### DATA EXCERPT
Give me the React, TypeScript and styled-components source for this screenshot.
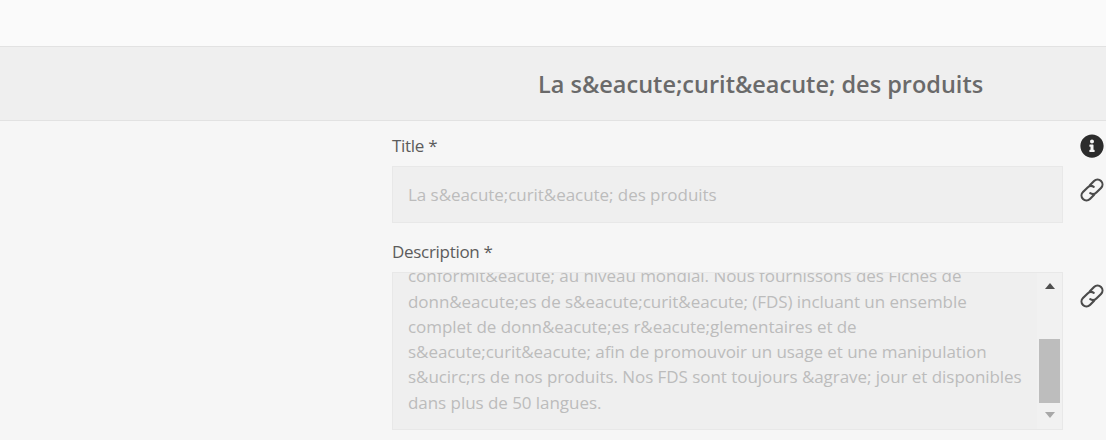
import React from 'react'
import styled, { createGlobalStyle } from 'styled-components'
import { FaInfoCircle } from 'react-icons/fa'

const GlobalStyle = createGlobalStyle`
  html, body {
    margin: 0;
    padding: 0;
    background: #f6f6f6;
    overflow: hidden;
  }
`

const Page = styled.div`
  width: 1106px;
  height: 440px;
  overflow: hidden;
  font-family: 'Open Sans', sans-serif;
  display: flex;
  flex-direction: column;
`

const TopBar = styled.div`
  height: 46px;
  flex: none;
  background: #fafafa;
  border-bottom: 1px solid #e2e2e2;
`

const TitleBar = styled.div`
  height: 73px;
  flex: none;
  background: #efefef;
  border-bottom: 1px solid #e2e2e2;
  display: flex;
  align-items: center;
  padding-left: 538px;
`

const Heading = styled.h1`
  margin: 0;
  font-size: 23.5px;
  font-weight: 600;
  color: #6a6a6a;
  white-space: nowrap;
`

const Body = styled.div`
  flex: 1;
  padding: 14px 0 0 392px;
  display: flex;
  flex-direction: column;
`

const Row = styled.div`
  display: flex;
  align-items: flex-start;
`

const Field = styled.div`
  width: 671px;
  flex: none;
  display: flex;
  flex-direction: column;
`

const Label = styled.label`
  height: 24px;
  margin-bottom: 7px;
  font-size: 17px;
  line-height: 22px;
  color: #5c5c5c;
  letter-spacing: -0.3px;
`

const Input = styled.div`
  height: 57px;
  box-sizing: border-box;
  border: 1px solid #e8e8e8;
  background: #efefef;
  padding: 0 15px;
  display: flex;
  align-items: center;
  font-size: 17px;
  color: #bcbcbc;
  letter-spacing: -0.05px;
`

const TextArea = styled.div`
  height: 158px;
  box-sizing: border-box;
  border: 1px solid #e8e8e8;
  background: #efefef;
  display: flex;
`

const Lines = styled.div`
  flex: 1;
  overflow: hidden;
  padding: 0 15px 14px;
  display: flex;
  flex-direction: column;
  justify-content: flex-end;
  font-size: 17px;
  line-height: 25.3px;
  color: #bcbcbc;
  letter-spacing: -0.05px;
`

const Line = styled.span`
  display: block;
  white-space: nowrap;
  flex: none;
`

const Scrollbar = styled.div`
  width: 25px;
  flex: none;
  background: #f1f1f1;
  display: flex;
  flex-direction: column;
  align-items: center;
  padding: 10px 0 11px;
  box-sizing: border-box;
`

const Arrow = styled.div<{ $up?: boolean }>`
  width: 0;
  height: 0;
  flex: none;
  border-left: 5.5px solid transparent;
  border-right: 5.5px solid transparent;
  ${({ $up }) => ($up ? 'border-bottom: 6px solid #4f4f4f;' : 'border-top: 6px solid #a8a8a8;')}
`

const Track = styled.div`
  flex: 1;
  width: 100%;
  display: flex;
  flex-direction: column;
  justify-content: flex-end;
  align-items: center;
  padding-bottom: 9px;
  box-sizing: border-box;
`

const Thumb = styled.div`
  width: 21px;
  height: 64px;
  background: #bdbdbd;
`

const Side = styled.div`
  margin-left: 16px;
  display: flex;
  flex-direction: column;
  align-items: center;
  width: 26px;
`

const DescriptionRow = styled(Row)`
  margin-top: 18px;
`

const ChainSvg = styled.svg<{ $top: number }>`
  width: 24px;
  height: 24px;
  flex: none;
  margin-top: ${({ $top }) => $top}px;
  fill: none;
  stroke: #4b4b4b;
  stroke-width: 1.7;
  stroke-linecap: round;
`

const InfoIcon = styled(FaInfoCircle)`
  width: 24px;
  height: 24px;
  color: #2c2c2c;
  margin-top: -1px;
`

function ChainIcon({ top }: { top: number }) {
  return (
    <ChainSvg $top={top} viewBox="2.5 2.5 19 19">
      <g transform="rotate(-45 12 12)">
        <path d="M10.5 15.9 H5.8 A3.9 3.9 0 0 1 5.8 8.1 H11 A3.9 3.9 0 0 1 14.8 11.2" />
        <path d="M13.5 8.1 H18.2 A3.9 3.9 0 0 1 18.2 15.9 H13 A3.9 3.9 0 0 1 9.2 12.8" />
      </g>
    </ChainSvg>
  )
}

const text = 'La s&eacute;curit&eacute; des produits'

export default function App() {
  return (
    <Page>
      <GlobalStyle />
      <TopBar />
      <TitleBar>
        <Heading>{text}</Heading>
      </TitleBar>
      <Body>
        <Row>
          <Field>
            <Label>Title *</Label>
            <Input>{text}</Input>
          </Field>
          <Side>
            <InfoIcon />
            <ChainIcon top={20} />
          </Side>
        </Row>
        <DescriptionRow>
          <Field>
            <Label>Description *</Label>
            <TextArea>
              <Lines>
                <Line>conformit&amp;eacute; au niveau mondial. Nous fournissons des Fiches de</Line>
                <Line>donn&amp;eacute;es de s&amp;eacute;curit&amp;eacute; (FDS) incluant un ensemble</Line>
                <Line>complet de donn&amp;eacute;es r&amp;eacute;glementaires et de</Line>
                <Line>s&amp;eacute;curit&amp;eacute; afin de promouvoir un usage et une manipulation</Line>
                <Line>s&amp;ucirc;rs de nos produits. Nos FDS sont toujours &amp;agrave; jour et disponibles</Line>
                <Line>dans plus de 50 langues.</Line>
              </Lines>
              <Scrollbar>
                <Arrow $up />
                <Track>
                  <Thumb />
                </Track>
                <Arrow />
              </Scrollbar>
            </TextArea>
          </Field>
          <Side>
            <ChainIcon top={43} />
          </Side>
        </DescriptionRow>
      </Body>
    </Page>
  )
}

### WHAT IS NEEDED
Reproduce the material above in full and without alteration, but skip all pictures.

### OUTPUT
Give me the React, TypeScript and styled-components source for this screenshot.
import React from 'react'
import styled, { createGlobalStyle } from 'styled-components'
import { FaInfoCircle } from 'react-icons/fa'

const GlobalStyle = createGlobalStyle`
  html, body {
    margin: 0;
    padding: 0;
    background: #f6f6f6;
    overflow: hidden;
  }
`

const Page = styled.div`
  width: 1106px;
  height: 440px;
  overflow: hidden;
  font-family: 'Open Sans', sans-serif;
  display: flex;
  flex-direction: column;
`

const TopBar = styled.div`
  height: 46px;
  flex: none;
  background: #fafafa;
  border-bottom: 1px solid #e2e2e2;
`

const TitleBar = styled.div`
  height: 73px;
  flex: none;
  background: #efefef;
  border-bottom: 1px solid #e2e2e2;
  display: flex;
  align-items: center;
  padding-left: 538px;
`

const Heading = styled.h1`
  margin: 0;
  font-size: 23.5px;
  font-weight: 600;
  color: #6a6a6a;
  white-space: nowrap;
`

const Body = styled.div`
  flex: 1;
  padding: 14px 0 0 392px;
  display: flex;
  flex-direction: column;
`

const Row = styled.div`
  display: flex;
  align-items: flex-start;
`

const Field = styled.div`
  width: 671px;
  flex: none;
  display: flex;
  flex-direction: column;
`

const Label = styled.label`
  height: 24px;
  margin-bottom: 7px;
  font-size: 17px;
  line-height: 22px;
  color: #5c5c5c;
  letter-spacing: -0.3px;
`

const Input = styled.div`
  height: 57px;
  box-sizing: border-box;
  border: 1px solid #e8e8e8;
  background: #efefef;
  padding: 0 15px;
  display: flex;
  align-items: center;
  font-size: 17px;
  color: #bcbcbc;
  letter-spacing: -0.05px;
`

const TextArea = styled.div`
  height: 158px;
  box-sizing: border-box;
  border: 1px solid #e8e8e8;
  background: #efefef;
  display: flex;
`

const Lines = styled.div`
  flex: 1;
  overflow: hidden;
  padding: 0 15px 14px;
  display: flex;
  flex-direction: column;
  justify-content: flex-end;
  font-size: 17px;
  line-height: 25.3px;
  color: #bcbcbc;
  letter-spacing: -0.05px;
`

const Line = styled.span`
  display: block;
  white-space: nowrap;
  flex: none;
`

const Scrollbar = styled.div`
  width: 25px;
  flex: none;
  background: #f1f1f1;
  display: flex;
  flex-direction: column;
  align-items: center;
  padding: 10px 0 11px;
  box-sizing: border-box;
`

const Arrow = styled.div<{ $up?: boolean }>`
  width: 0;
  height: 0;
  flex: none;
  border-left: 5.5px solid transparent;
  border-right: 5.5px solid transparent;
  ${({ $up }) => ($up ? 'border-bottom: 6px solid #4f4f4f;' : 'border-top: 6px solid #a8a8a8;')}
`

const Track = styled.div`
  flex: 1;
  width: 100%;
  display: flex;
  flex-direction: column;
  justify-content: flex-end;
  align-items: center;
  padding-bottom: 9px;
  box-sizing: border-box;
`

const Thumb = styled.div`
  width: 21px;
  height: 64px;
  background: #bdbdbd;
`

const Side = styled.div`
  margin-left: 16px;
  display: flex;
  flex-direction: column;
  align-items: center;
  width: 26px;
`

const DescriptionRow = styled(Row)`
  margin-top: 18px;
`

const ChainSvg = styled.svg<{ $top: number }>`
  width: 24px;
  height: 24px;
  flex: none;
  margin-top: ${({ $top }) => $top}px;
  fill: none;
  stroke: #4b4b4b;
  stroke-width: 1.7;
  stroke-linecap: round;
`

const InfoIcon = styled(FaInfoCircle)`
  width: 24px;
  height: 24px;
  color: #2c2c2c;
  margin-top: -1px;
`

function ChainIcon({ top }: { top: number }) {
  return (
    <ChainSvg $top={top} viewBox="2.5 2.5 19 19">
      <g transform="rotate(-45 12 12)">
        <path d="M10.5 15.9 H5.8 A3.9 3.9 0 0 1 5.8 8.1 H11 A3.9 3.9 0 0 1 14.8 11.2" />
        <path d="M13.5 8.1 H18.2 A3.9 3.9 0 0 1 18.2 15.9 H13 A3.9 3.9 0 0 1 9.2 12.8" />
      </g>
    </ChainSvg>
  )
}

const text = 'La s&eacute;curit&eacute; des produits'

export default function App() {
  return (
    <Page>
      <GlobalStyle />
      <TopBar />
      <TitleBar>
        <Heading>{text}</Heading>
      </TitleBar>
      <Body>
        <Row>
          <Field>
            <Label>Title *</Label>
            <Input>{text}</Input>
          </Field>
          <Side>
            <InfoIcon />
            <ChainIcon top={20} />
          </Side>
        </Row>
        <DescriptionRow>
          <Field>
            <Label>Description *</Label>
            <TextArea>
              <Lines>
                <Line>conformit&amp;eacute; au niveau mondial. Nous fournissons des Fiches de</Line>
                <Line>donn&amp;eacute;es de s&amp;eacute;curit&amp;eacute; (FDS) incluant un ensemble</Line>
                <Line>complet de donn&amp;eacute;es r&amp;eacute;glementaires et de</Line>
                <Line>s&amp;eacute;curit&amp;eacute; afin de promouvoir un usage et une manipulation</Line>
                <Line>s&amp;ucirc;rs de nos produits. Nos FDS sont toujours &amp;agrave; jour et disponibles</Line>
                <Line>dans plus de 50 langues.</Line>
              </Lines>
              <Scrollbar>
                <Arrow $up />
                <Track>
                  <Thumb />
                </Track>
                <Arrow />
              </Scrollbar>
            </TextArea>
          </Field>
          <Side>
            <ChainIcon top={43} />
          </Side>
        </DescriptionRow>
      </Body>
    </Page>
  )
}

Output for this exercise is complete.